Friday, May 4, 2012

WHAT DO WE TELL OUR KIDS AFTER JUNIOR?

The Brain with the spots showing CTE

I love football.  I always have.  It was one of the few sports I could compete against and hang with the older kids when I was four or five years younger.  I had good hands.  I could run solid routes.  I understood it. 

I was never allowed to play organized football.  My parents forbade such a thing, as I was rather thin boned and small, and they were worried I would be taken off the field on a stretcher.

These days, forget about the stretcher.  How about being removed in a coffin?

After the death of Junior Seau by apparent suicide, the discussion has once again leaped to the forefront of the NFL pundits as to whether this was another death due to the brain condition CTE (Chronic Traumatic Encephalopathy).  Chronic traumatic encephalopathy is a degenerative brain disease that results in behaviors similar to Alzheimer’s disease (AD). However, according to researchers, CTE has a clear environmental cause (repeated brain trauma) rather than a genetic cause.
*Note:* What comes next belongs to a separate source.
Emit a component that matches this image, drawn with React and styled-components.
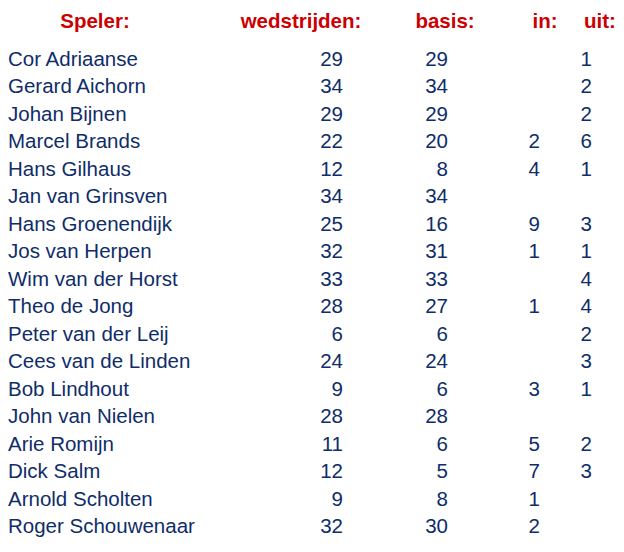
import React from "react";
import styled, { createGlobalStyle } from "styled-components";

const Global = createGlobalStyle`
  html, body { margin: 0; padding: 0; background: #ffffff; }
  body { font-family: "Liberation Sans", Arial, sans-serif; }
`;

const players = [
  ["Cor Adriaanse", 29, 29, "", 1],
  ["Gerard Aichorn", 34, 34, "", 2],
  ["Johan Bijnen", 29, 29, "", 2],
  ["Marcel Brands", 22, 20, 2, 6],
  ["Hans Gilhaus", 12, 8, 4, 1],
  ["Jan van Grinsven", 34, 34, "", ""],
  ["Hans Groenendijk", 25, 16, 9, 3],
  ["Jos van Herpen", 32, 31, 1, 1],
  ["Wim van der Horst", 33, 33, "", 4],
  ["Theo de Jong", 28, 27, 1, 4],
  ["Peter van der Leij", 6, 6, "", 2],
  ["Cees van de Linden", 24, 24, "", 3],
  ["Bob Lindhout", 9, 6, 3, 1],
  ["John van Nielen", 28, 28, "", ""],
  ["Arie Romijn", 11, 6, 5, 2],
  ["Dick Salm", 12, 5, 7, 3],
  ["Arnold Scholten", 9, 8, 1, ""],
  ["Roger Schouwenaar", 32, 30, 2, ""],
];

/* column layout: name | wedstrijden | basis | in | uit */
const columns = [
  { head: "Speler:", headPad: 58, numPad: 0 },
  { head: "wedstrijden:", headPad: 0, numPad: 19 },
  { head: "basis:", headPad: 0, numPad: 80 },
  { head: "in:", headPad: 0, numPad: 22 },
  { head: "uit:", headPad: 0, numPad: 46 },
];

const Table = styled.div`
  padding: 7px 0 0 8px;
  width: 616px;
  box-sizing: border-box;
`;

const Row = styled.div`
  display: grid;
  grid-template-columns: 232px 122px 166px 34px 76px;
  font-size: 20.5px;
  line-height: 27.5px;
  white-space: nowrap;
`;

const HeadRow = styled(Row)`
  margin-bottom: 10px;
`;

const HeadCell = styled.div`
  color: #cc0000;
  font-weight: bold;
  text-align: center;
  padding-right: ${(p) => p.$pad}px;
`;

const NameCell = styled.div`
  color: #0f2d69;
`;

const NumCell = styled.div`
  color: #0f2d69;
  text-align: right;
  padding-right: ${(p) => p.$pad}px;
`;

export default function App() {
  return (
    <>
      <Global />
      <Table>
        <HeadRow>
          {columns.map((c) => (
            <HeadCell key={c.head} $pad={c.headPad}>
              {c.head}
            </HeadCell>
          ))}
        </HeadRow>
        {players.map((p) => (
          <Row key={p[0]}>
            <NameCell>{p[0]}</NameCell>
            {p.slice(1).map((v, i) => (
              <NumCell key={i} $pad={columns[i + 1].numPad}>
                {v}
              </NumCell>
            ))}
          </Row>
        ))}
      </Table>
    </>
  );
}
In other words, CTE is the only preventable form of dementia (see complete medical definition here)

Whether or not Junior Seau's death was caused by CTE or not, he is now the eighth member of the 1994 Chargers Super Bowl team to die and all before age 45.  Most have died of heart related issues that could have simply been related to their massive size or unnatural defects, lack of care of their bodies, etc.  One had a (accidental) drug overdose.  The offensive line of the Pittsburgh Steelers have been plagued by what appear to be CTE- caused suicides --   Hall-of-Fame Center Mike Webster died of a heart attack, but word of his years of post NFL torment, along with drug and alcohol use were documented before and after his death.  He was prescribed Ritalin after he was diagnosed with brain damage.  Lineman Terry Long drank antifreeze and died.  Justin Strzelczyk was killed when he slammed his motorcycle in a truck while evading police.  According to some friends he had called the night prior to make peace.  He was found to have the early signs of brain damage from football.  He was 36.  Then there's the case of 26 year-old Chris Henry, who was killed after he lost hold of the roof of his girlfriend's truck that was traveling at high speed.

Justin Strelczyk's death was likely caused by CTE


It is already difficult enough for the majority of professional athletes to adjust to retirement after a sport.  It comes early in their lives often and for a large number of athletes, leaves them feeling alone and useless.  With the spotlight gone, the daunting task of trying to find what to do with the next half to two-thirds of their lives seems difficult to say the least.  ESPN the magazine reported the 60% of NBA players go bankrupt within five years of retirement.  The fall is even faster for NFL players - 78% are bankrupt just two years after hanging up their cleats.  Now, for the participants of high-contact sports, NFL and NHL players find an added wrinkle; that of trying to stay sane after compounded brain injury.

The NFL has been trying in their own way to make the game safer while still appetizing to its contact-hungry fans.  The sport is by definition dangerous.  It is a warrior's game.  However, in the light of continuing deaths of these players, how will the NFL be able to sell the future of this sport to parents and their children?

To put it in a more personal context, would I now allow my son to participate in full contact tackle football?  Would the short term pleasure or even the possibility of a lucrative career be worth trading years of future life?  I can't answer that question so easily anymore.

My parents told me I'd thank them when I got older, but they could not have known the wisdom of their words.  They thought it was because I'd be able to walk on two solid knees.  They never suspected it was so I wouldn't try to kill myself by the time I reached my 40s.